La didactique des activités (sic…et non des apprentissages) d’écriture est-elle unique et admise par la communauté scientifique spécialisée, si elle existe encore à l’heure du numérique que Madame l’IEN sait imposer par ailleurs aux enseignants ?

Un humoriste se régalerait à illustrer ces injonctions.
L’injonction 4 est la seule des 6 injonctions qui puisse impacter la réussite scolaire. Il s’agit de la différenciation pédagogique. Il est évident qu’elle ne peut en aucun cas être un prétexte à sanction et à baisse de note. Car personne ne peut prétendre qu’il détient la solution aujourd’hui, alors que l’on est encore sous l’emprise de l’enseignement collectif frontal, confirmé par les autres injonctions, quand on exige des outils type « fiche de séquence » qui sont adaptés à ces pratiques anciennes mais pas du tout à la différenciation.
Ce problème nécessite débat, réflexion collective, formation continue… La différenciation pédagogique ne peut se construire que dans une relation professionnelle respectant les personnes et leur histoire, dans une coopération honnête entre acteurs et experts, dans un esprit de recherche-action.
Elle ne peut pas se construire dans un climat de défiance, d’autoritarisme, de rapport de pouvoir et de domination. Elle ne peut se concevoir que dans un climat de confiance… ce qui n’existe pas, à l’évidence, dans cette circonscription.

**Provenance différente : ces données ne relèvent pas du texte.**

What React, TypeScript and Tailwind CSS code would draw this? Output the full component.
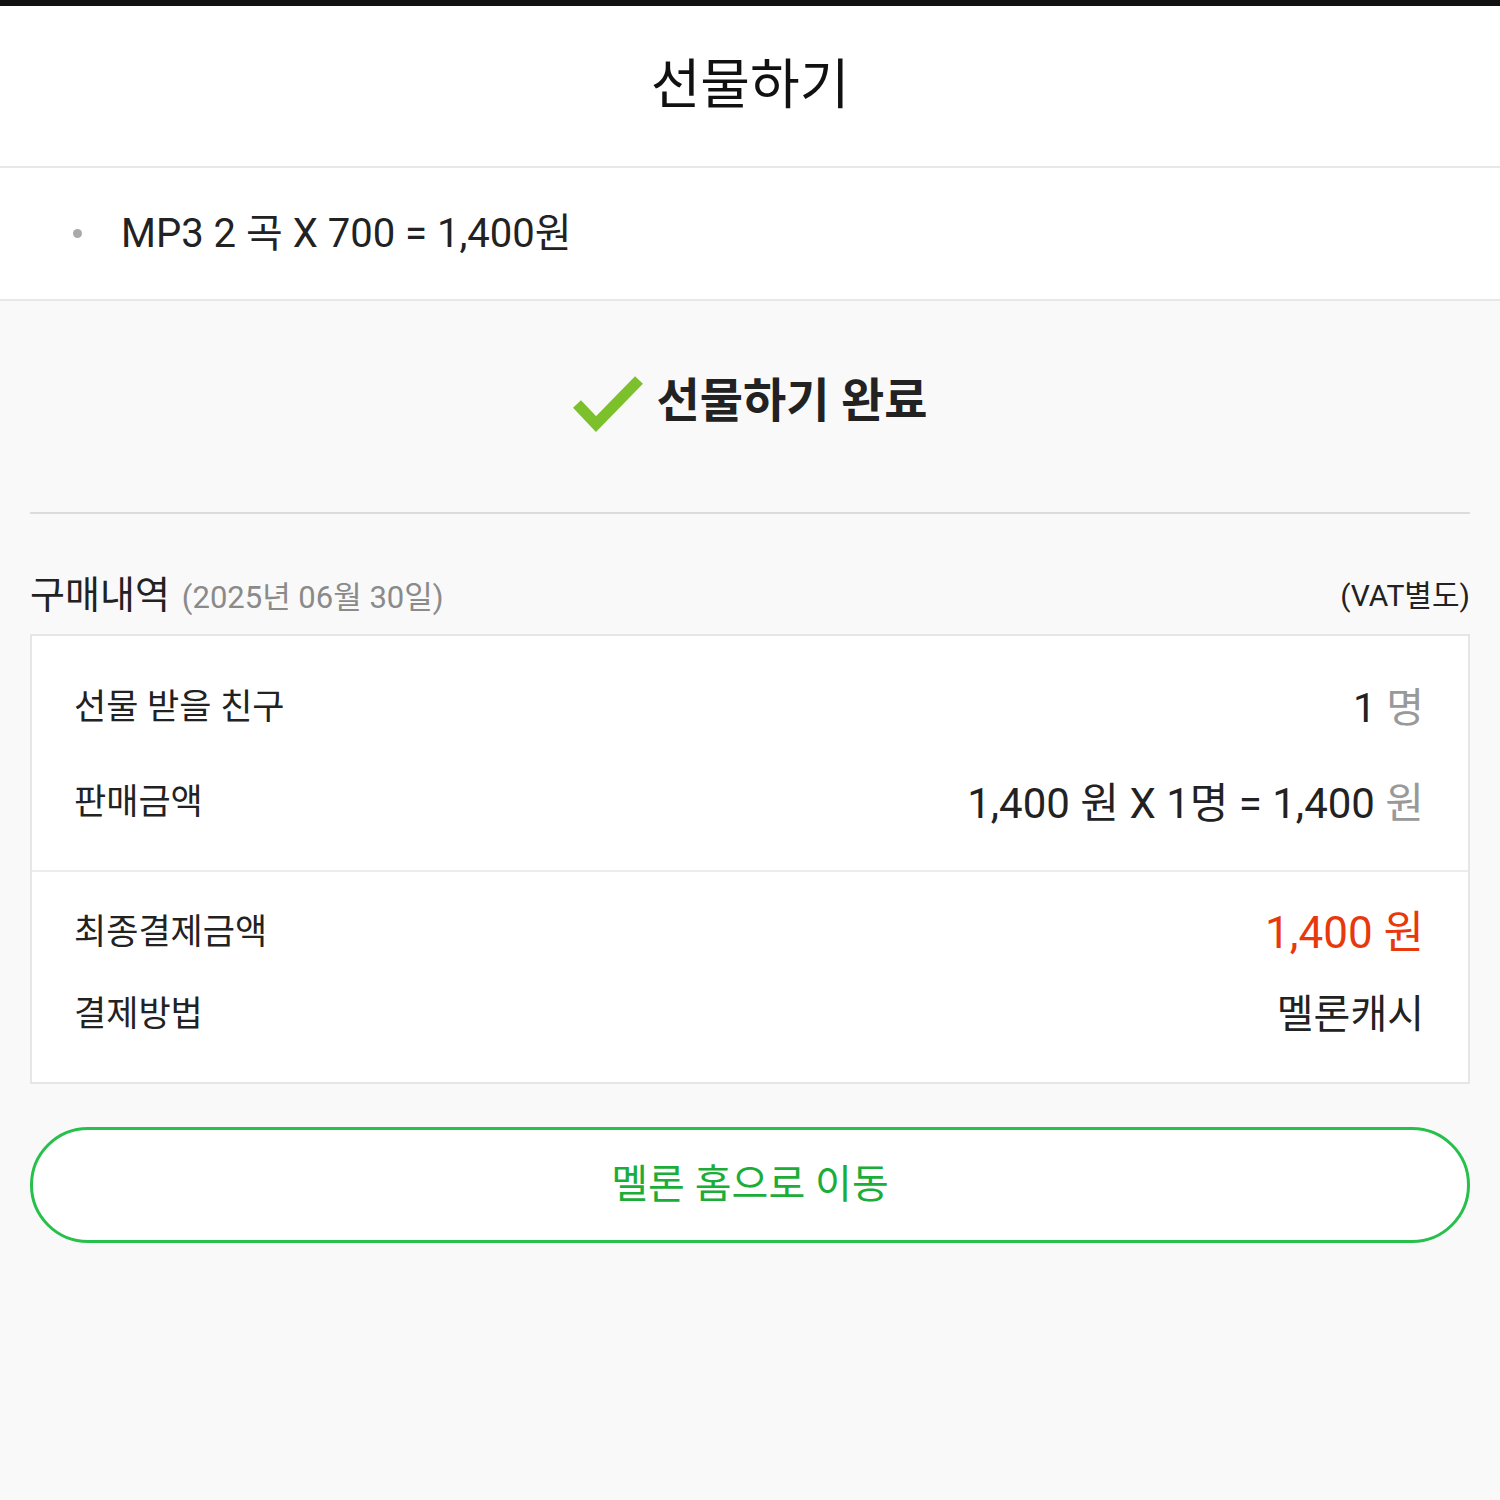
const font = "font-['Roboto','Noto_Sans_CJK_KR',sans-serif]";

function Row({ label, children }: { label: string; children: React.ReactNode }) {
  return (
    <div className="flex items-center justify-between">
      <span className="text-[35px] text-[#222]">{label}</span>
      <span className="text-right">{children}</span>
    </div>
  );
}

export default function App() {
  return (
    <div className={`${font} w-[1500px] min-h-[1500px] bg-[#f9f9f9] text-[#222]`}>
      <div className="h-[6px] bg-[#111]" />

      {/* header */}
      <header className="h-[162px] bg-white flex items-center justify-center border-b-2 border-[#e8e8e8]">
        <h1 className="text-[54px] leading-none text-[#111]">선물하기</h1>
      </header>

      {/* item */}
      <div className="h-[133px] bg-white flex items-center pl-[73px] border-b-2 border-[#e8e8e8]">
        <span className="w-[9px] h-[9px] rounded-full bg-[#aaa] mr-[39px]" />
        <span className="text-[40px] leading-none text-[#222]">MP3 2 곡 X 700 = 1,400원</span>
      </div>

      <div className="px-[30px]">
        {/* done */}
        <div className="h-[213px] pb-[12px] flex items-center justify-center gap-[12px] border-b-2 border-[#dcdcdc]">
          <svg width="72" height="58" viewBox="0 0 72 58" className="mt-[4px]">
            <polyline points="5,30 24,50 67,6" fill="none" stroke="#7cc02c" strokeWidth="11" strokeLinejoin="miter" />
          </svg>
          <span className="text-[47px] font-bold leading-none text-[#222]">선물하기 완료</span>
        </div>

        {/* heading */}
        <div className="h-[120px] pt-[42px] flex items-center justify-between">
          <div className="flex items-baseline gap-[12px]">
            <span className="text-[38px] text-[#222]">구매내역</span>
            <span className="text-[31px] text-[#8a8a8a]">(2025년 06월 30일)</span>
          </div>
          <span className="text-[30px] text-[#222]">(VAT별도)</span>
        </div>

        {/* box */}
        <div className="bg-white border-2 border-[#e6e6e6]">
          <div className="pl-[42px] pr-[44px] pt-[25px] pb-[19px] border-b-2 border-[#ececec]">
            <div className="h-[95px]">
              <Row label="선물 받을 친구">
                <span className="text-[41px] leading-[95px]">1 <span className="text-[#999]">명</span></span>
              </Row>
            </div>
            <div className="h-[95px]">
              <Row label="판매금액">
                <span className="text-[42px] leading-[95px]">
                  1,400 원 X 1명 = 1,400 <span className="text-[#999]">원</span>
                </span>
              </Row>
            </div>
          </div>
          <div className="pl-[42px] pr-[44px] pt-[20px] pb-[26px]">
            <div className="h-[82px]">
              <Row label="최종결제금액">
                <span className="text-[44px] leading-[82px] text-[#e8380d]">1,400 원</span>
              </Row>
            </div>
            <div className="h-[82px]">
              <Row label="결제방법">
                <span className="text-[40px] leading-[82px]">멜론캐시</span>
              </Row>
            </div>
          </div>
        </div>

        {/* button */}
        <button
          type="button"
          className="mt-[43px] w-full h-[116px] rounded-full border-[3px] border-[#26c04b] bg-white flex items-center justify-center"
        >
          <span className="text-[40px] leading-none text-[#1aae38]">멜론 홈으로 이동</span>
        </button>
      </div>
    </div>
  );
}
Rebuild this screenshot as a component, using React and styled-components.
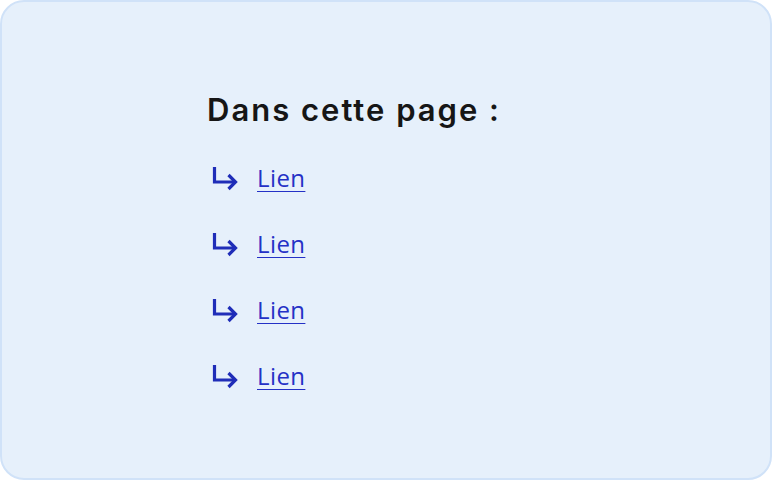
import React from "react";
import styled, { createGlobalStyle } from "styled-components";

const Global = createGlobalStyle`
  html, body { margin: 0; padding: 0; background: #ffffff; }
  * { box-sizing: border-box; }
`;

const Card = styled.nav`
  width: 772px;
  height: 480px;
  background: #e6f0fb;
  border: 2px solid #d0e2f8;
  border-radius: 24px;
  padding: 89px 0 0 205px;
  display: flex;
  flex-direction: column;
`;

const Title = styled.h2`
  margin: 0;
  font-family: "Inter", "Noto Sans", sans-serif;
  font-weight: 600;
  font-size: 31px;
  line-height: 38px;
  letter-spacing: 2px;
  color: #161616;
`;

const List = styled.ul`
  list-style: none;
  margin: 29px 0 0;
  padding: 0;
  display: flex;
  flex-direction: column;
  gap: 26px;
`;

const Item = styled.li`
  display: flex;
  align-items: center;
  gap: 19px;
  height: 40px;
  padding-left: 4px;
`;

const Link = styled.a`
  font-family: "Open Sans", "Noto Sans", sans-serif;
  font-size: 24px;
  line-height: 32px;
  letter-spacing: 0.4px;
  color: #2431c6;
  text-decoration: underline;
  text-decoration-thickness: 1px;
  text-underline-offset: 4px;
`;

const Arrow = () => (
  <svg width="27" height="26" viewBox="0 0 27 26" fill="none">
    <path d="M3.5 2 V17 H24" stroke="#1f2db8" strokeWidth="3.2" />
    <path d="M17.5 10 L24.5 17 L17.5 24" stroke="#1f2db8" strokeWidth="3.2" />
  </svg>
);

export default function App() {
  const links = ["Lien", "Lien", "Lien", "Lien"];
  return (
    <>
      <Global />
      <Card>
        <Title>Dans cette page :</Title>
        <List>
          {links.map((l, i) => (
            <Item key={i}>
              <Arrow />
              <Link href="#">{l}</Link>
            </Item>
          ))}
        </List>
      </Card>
    </>
  );
}
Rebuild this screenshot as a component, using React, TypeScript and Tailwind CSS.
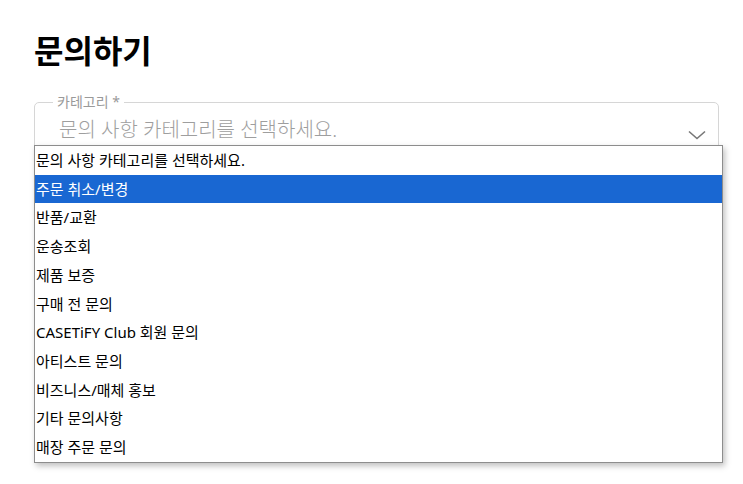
import React from "react";

const options = [
  "문의 사항 카테고리를 선택하세요.",
  "주문 취소/변경",
  "반품/교환",
  "운송조회",
  "제품 보증",
  "구매 전 문의",
  "CASETiFY Club 회원 문의",
  "아티스트 문의",
  "비즈니스/매체 홍보",
  "기타 문의사항",
  "매장 주문 문의",
];

const App = () => {
  const selected = 1;

  return (
    <main
      className="min-h-screen w-full bg-white px-[34px] pt-[31px]"
      style={{ fontFamily: '"Noto Sans", "Noto Sans CJK KR", sans-serif' }}
    >
      <h1 className="text-[32px] font-bold leading-[40px] text-black">문의하기</h1>

      <div className="relative mt-[31px] h-[56px] w-[685px] rounded-[5px] border border-[#d6d6d6]">
        <span className="absolute left-[18px] top-[-11px] bg-white px-[4px] text-[14px] leading-[20px] text-[#9a9a9a]">
          카테고리 *
        </span>
        <div className="flex items-start justify-between pl-[24px] pr-[12px] pt-[14px]">
          <span className="text-[20px] font-light leading-[26px] text-[#9e9e9e]">문의 사항 카테고리를 선택하세요.</span>
          <svg width="18" height="10" viewBox="0 0 18 10" fill="none" className="mt-[13px]">
            <path d="M1 1.5l8 7 8-7" stroke="#777" strokeWidth="1.6" />
          </svg>
        </div>

        <ul className="absolute left-[-1px] top-[42px] z-10 w-[689px] border border-[#8d8d8d] bg-white shadow-[2px_3px_6px_rgba(0,0,0,0.25)]">
          {options.map((opt, i) => (
            <li
              key={opt}
              className={
                i === selected
                  ? "flex h-[28.7px] items-center bg-[#1967d2] pl-[1px] text-[15px] text-white"
                  : "flex h-[28.7px] items-center pl-[1px] text-[15px] text-black"
              }
            >
              {opt}
            </li>
          ))}
        </ul>
      </div>
    </main>
  );
};

export default App;
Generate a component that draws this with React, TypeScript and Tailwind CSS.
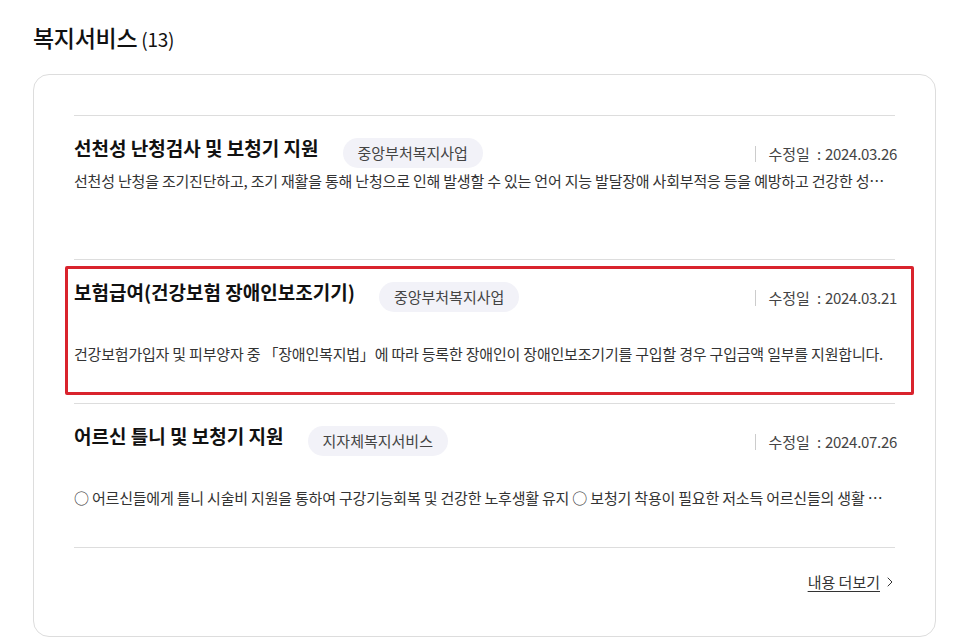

Notons qu’au temps de la refondation, les pratiques caporalistes de l’inspectrice mériteraient une forte médiatisation et une action syndicale déterminée, le syndicat majoritaire des inspecteurs admettant lui-même qu’il n’y aura pas de refondation de l’école sans refondation de l’inspection. Ajoutons qu’il serait urgent de mettre un terme aux dérives autoritaristes et technocratiques déshumanisantes qui ont été encouragées durant ces dernières années. "
Pierre Frakowiak.

Merci, Pierre, et surtout qu'on se le dise !!